Moisture is Damaging.
Moisture in compressed air used in a manufacturing plant causes problems in the operation of pneumatic systems, solenoid valves and air motors and can adversely affect the process or product being manufactured. For many years, problems from moisture in compressed air lines were simply tolerated as unavoidable. Moisture:
- Causes rust and increased wear of moving parts in production equipment as it washes away lubrication
- Can adversely affect the color, adherence, and finish of paint applied by compressed air
- Can jeopardize process industries where many operations are dependent upon the proper functioning of pneumatic controls. The malfunctioning of these controls due to rust, scale, and clogged orifices can result in damage to product or in costly shutdowns
- Can freeze in control lines in cold weather, which may cause faulty operation of controls
- Causes corrosion of air or gas operated instruments, giving false readings, interrupting or shutting down plant processes.
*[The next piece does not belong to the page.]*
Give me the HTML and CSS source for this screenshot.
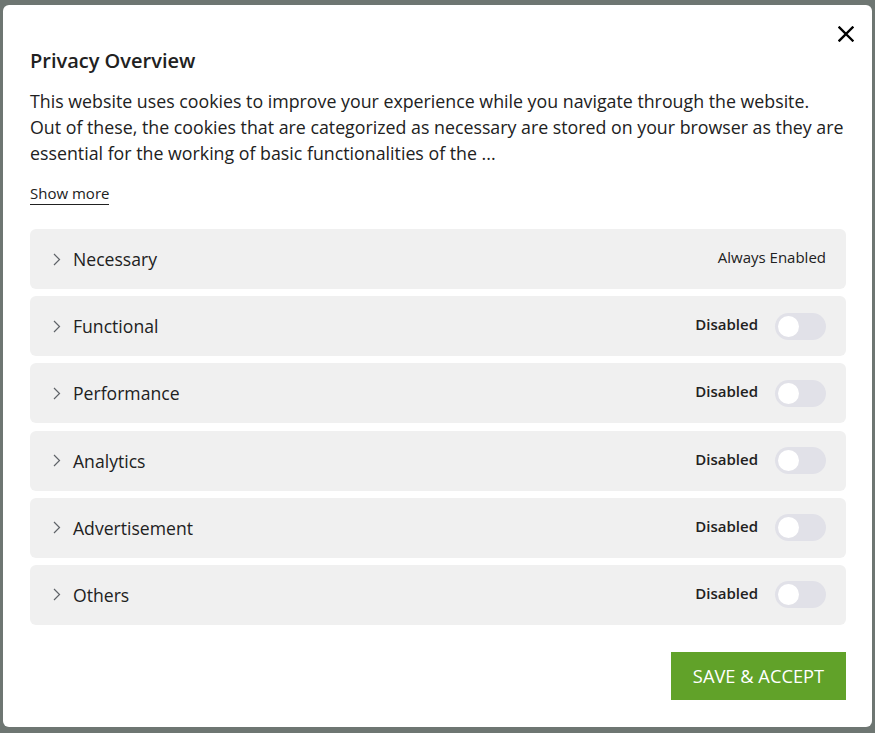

Plant Air – In almost every operation, clean, dry compressed air will result in lower operating costs. Dirt, water and oil entrained in the air will be deposited on the inner surfaces of pipes and fittings, causing an increase in pressure drop in the line which results in a loss of performance efficiency.
Liquid water accelerates corrosion and shortens the useful life of equipment and carry- over of corrosion particles can plug valves, fittings and instrument control lines. When water freezes in these components, similar plugging will occur.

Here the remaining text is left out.